After word of Facebook's rejection of the photo made headlines, the company acknowledged its error.

However, the saga continues. When Goodman-Helfand attempted to promote a post about Facebook reversing its decision, using the same photo, the social media giant once again rejected the ad. Since then, CBS Chicago reports she has received only an automatic rejection email from the company, the same one she got the first time around.

Scientists have yet to discover the cause of scleroderma, though it is common for family members to have other autoimmune diseases, such as thyroid disease, rheumatoid arthritis or lupus, according to the Johns Hopkins Scleroderma Center.

The severity of scleroderma varies from person to person. The disease causes cells in the body to over-produce collagen, reacting if there were an injury needing repair. For reasons that are not yet understood, the cells do not turn off and make too much collagen, preventing various organs in the body from functioning normally.

There is no cure for scleroderma, but some treatments are available to help manage symptoms and limit the damage caused by the disease.

By launching the #sclerodermaselfies campaign, Goodman-Helfand is aiming to spread awareness and increase funding for scleroderma. The campaign asks participants to take a selfie without any makeup on and post it to social media, along with a message about scleroderma and information on how to make a donation to the Scleroderma Foundation or the Scleroderma Research Foundation.
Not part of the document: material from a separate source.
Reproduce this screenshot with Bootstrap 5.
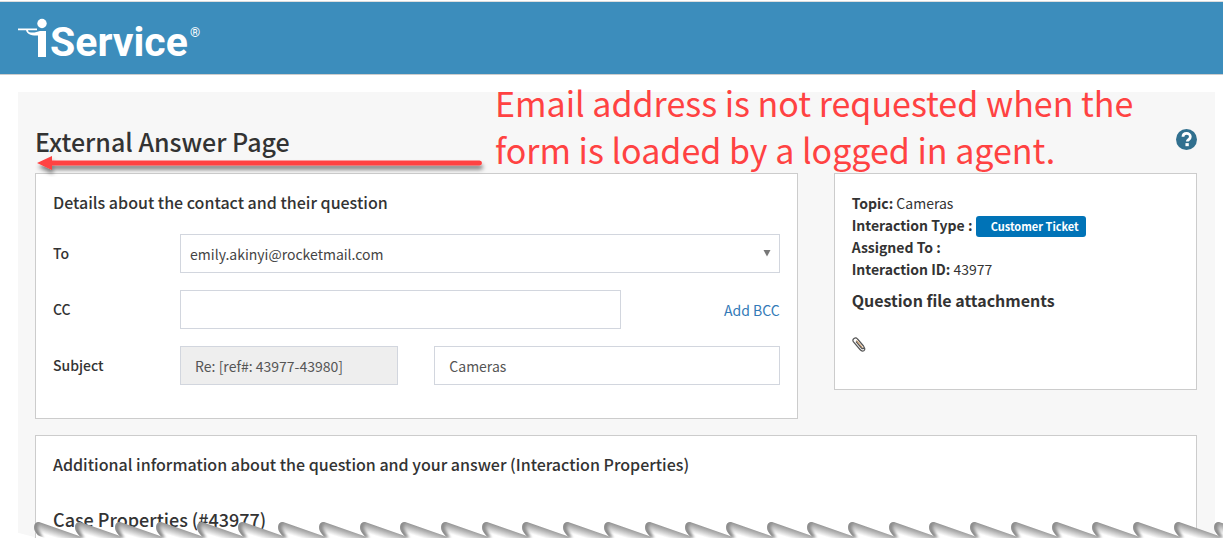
<!DOCTYPE html>
<html lang="en">
<head>
<meta charset="utf-8">
<meta name="viewport" content="width=device-width, initial-scale=1">
<title>External Answer Page</title>
<link href="https://cdn.jsdelivr.net/npm/bootstrap@5.3.0/dist/css/bootstrap.min.css" rel="stylesheet">
<style>
  body { font-family: "Noto Sans CJK SC", sans-serif; font-size: 14px; line-height: 22px; color: #333; background: #fff; }
  .site-header { background: #3c8dbc; border-bottom: 1px solid #ccc; border-top: 1px solid #ddd; margin-top: 1px; padding: 15px 18px 12px; }
  .page-panel { background: #f7f7f7; margin: 17px 8px 0 18px; padding: 33px 18px 0 17px; }
  .page-title { font-size: 25px; line-height: 32px; font-weight: 500; }
  .row { --bs-gutter-x: 36px; }
  .panel-card { background: #fff; border: 1px solid #ccc; padding: 17px; }
  .panel-title { font-size: 16px; line-height: 22px; font-weight: 500; }
  .case-title { font-size: 18px; line-height: 24px; font-weight: 500; margin-top: 32px; }
  .field-row { padding-top: 17px; }
  .field-label { font-weight: 500; padding-top: 8px; }
  .form-control, .form-select { height: 39px; border-radius: 0; border-color: #d2d6de; color: #555; font-size: 14px; line-height: 22px; padding: 7px 14px; }
  .form-select { padding: 8px 9px; color: #444; background-size: 8px 7px; background-position: right 8px center;
    background-image: url("data:image/svg+xml,%3Csvg xmlns='http://www.w3.org/2000/svg' viewBox='0 0 8 7'%3E%3Cpath d='M0.500 0h7L4 6.500z' fill='%23777'/%3E%3C/svg%3E"); }
  .form-control:disabled { background: #eee; }
  .bcc-link { color: #337ab7; }
  .side-card { padding-top: 18px; }
  .meta-line { height: 22px; }
  .type-badge { background: #0073b7; font-size: 11px; line-height: 15px; border-radius: 3px; padding: 3px 7px 3px 15px; }
  .note-text { left: 460px; top: -46px; font-size: 34px; line-height: 47px; color: #ff4242; z-index: 2; }
  .note-arrow { left: 0; top: 20px; z-index: 2; }
  .attach-title { font-size: 16px; line-height: 20px; font-weight: 700; margin: 10px 0 27px; }
  .clip-icon { margin-bottom: 20px; }
  .torn-edge { z-index: 5; height: 18px; }
</style>
</head>
<body class="min-vh-100 vh-100 overflow-hidden d-flex flex-column position-relative">
<header class="site-header flex-shrink-0">
  <svg class="d-block overflow-visible" width="200" height="45" viewBox="0 -1 200 45" role="img" aria-label="iService">
    <g fill="#fff">
      <circle cx="24" cy="5.500" r="4.700"/>
      <path d="M0 10.500h19v1.700h-9c0 2 2 2.300 5 2.300 4 0 5-1.500 8-1.500h5v26h-8V17.500c-5 0-11-.5-12-5.300H0z"/>
      <text x="32" y="38" font-family="Roboto, sans-serif" font-weight="700" font-size="41">Service</text>
      <text x="172" y="19" font-family="Roboto, sans-serif" font-size="13">®</text>
    </g>
  </svg>
</header>
<main class="page-panel flex-grow-1 d-flex flex-column">
  <div class="d-flex justify-content-between position-relative mb-3">
    <h1 class="page-title mb-0">External Answer Page</h1>
    <a class="pt-1" href="#" aria-label="Help">
      <svg class="d-block" width="21" height="21" viewBox="0 0 22 22"><circle cx="11" cy="11" r="11" fill="#31708f"/><path d="M7.300 8.200C7.300 3.500 15 3.500 15 8c0 3-3.200 3-3.200 5.200" fill="none" stroke="#fff" stroke-width="2.900"/><path d="M9.900 14.800h3.500v3.200H9.900z" fill="#fff"/></svg>
    </a>
    <p class="note-text position-absolute mb-0 text-nowrap">Email address is not requested when the<br>form is loaded by a logged in agent.</p>
    <svg class="note-arrow position-absolute" width="456" height="32" viewBox="0 0 456 32" aria-hidden="true">
      <defs><filter id="soft" x="-5%" y="-60%" width="110%" height="260%"><feDropShadow dx="1" dy="4" stdDeviation="2" flood-opacity=".5"/></filter></defs>
      <path d="M2 18 17 11v4.500h427.500a2.500 2.500 0 0 1 0 5H17V25z" fill="#ff4242" filter="url(#soft)"/>
    </svg>
  </div>
  <div class="row align-items-start">
    <div class="col-8">
      <form class="panel-card">
        <h2 class="panel-title mb-1">Details about the contact and their question</h2>
        <div class="row field-row">
          <label class="col-2 field-label" for="to">To</label>
          <div class="col-10"><select class="form-select" id="to"><option>emily.akinyi@rocketmail.com</option></select></div>
        </div>
        <div class="row field-row">
          <label class="col-2 field-label" for="cc">CC</label>
          <div class="col-10"><div class="row align-items-center">
            <div class="col-9"><input class="form-control" id="cc" type="text"></div>
            <div class="col-3 text-end"><a class="bcc-link text-decoration-none" href="#">Add BCC</a></div>
          </div></div>
        </div>
        <div class="row field-row mb-3">
          <label class="col-2 field-label" for="subject">Subject</label>
          <div class="col-4"><input class="form-control" type="text" value="Re: [ref#: 43977-43980]" disabled aria-label="Reference"></div>
          <div class="col-6"><input class="form-control" id="subject" type="text" value="Cameras"></div>
        </div>
      </form>
    </div>
    <div class="col-4">
      <aside class="panel-card side-card">
        <div class="meta-line"><b>Topic:</b> Cameras</div>
        <div class="meta-line"><b>Interaction Type :</b> <span class="badge type-badge">Customer Ticket</span></div>
        <div class="meta-line"><b>Assigned To :</b></div>
        <div class="meta-line"><b>Interaction ID:</b> 43977</div>
        <h2 class="attach-title">Question file attachments</h2>
        <svg class="d-block clip-icon" width="14" height="15" viewBox="0 0 14 15" fill="none"><path d="M4 4.500 9.500 11c1.500 1.500 3.500 0 2-2L5.500 2C3.500-.5-.5 2 1.500 5L8 12.500c2.500 3 6.500 1 4-2.500" stroke="#555" stroke-width="1.200"/><path d="m4.500 3.500 6 7" stroke="#c98a4a"/></svg>
      </aside>
    </div>
  </div>
  <section class="panel-card flex-grow-1 mt-3 border-bottom-0">
    <h2 class="panel-title mb-0">Additional information about the question and your answer (Interaction Properties)</h2>
    <h3 class="case-title mb-0">Case Properties (#43977)</h3>
  </section>
</main>
<svg class="torn-edge position-absolute bottom-0 start-0 w-100" aria-hidden="true">
  <defs>
    <linearGradient id="fade" gradientUnits="userSpaceOnUse" x1="14" y1="4" x2="10" y2="17"><stop offset="0" stop-color="#8c8c8c"/><stop offset=".3" stop-color="#b4b4b4"/><stop offset=".8" stop-color="#fff"/></linearGradient>
    <filter id="haze" x="-60%" y="-60%" width="220%" height="220%"><feGaussianBlur stdDeviation="1.500"/></filter>
    <clipPath id="tooth"><path d="M0 8C0 4 2 2 5 2L8 3 48 17V20H8C5 16 0 12 0 8z"/></clipPath>
    <clipPath id="sheet"><path d="M8 0H9999V20H50L8 4z"/></clipPath>
    <g id="scale" clip-path="url(#tooth)"><path d="M0 0H50V20H0z" fill="url(#fade)"/><path d="M-2 0H5L4 8 9 18H0z" fill="#8c8c8c" filter="url(#haze)"/></g>
  </defs>
  <path d="M0 8 34 17V20H0z" fill="#fff"/>
  <g id="teeth" clip-path="url(#sheet)"></g>
</svg>
<script src="https://cdn.jsdelivr.net/npm/bootstrap@5.3.0/dist/js/bootstrap.bundle.min.js"></script>
<script>
  const teeth = document.getElementById('teeth');
  const count = Math.ceil(window.innerWidth / 40.7);
  for (let i = 0; i <= count; i++) {
    const use = document.createElementNS('http://www.w3.org/2000/svg', 'use');
    use.setAttribute('href', '#scale');
    use.setAttribute('x', Math.round(34 + (i - 1) * 40.7));
    teeth.appendChild(use);
  }
</script>
</body>
</html>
Goodman-Helfand said she hopes this will kick-start discussions around issues that resonate universally, such as body image, self-worth, redefining beauty and not allowing others to tell you something is impossible.

"Don't let other people underestimate the power of human spirit," she said.

As part of the #sclerodermaselfies campaign, she is donating a portion of sales from her book, "Does This Hospital Gown Come With Sequins?" to help fund more research on the disease.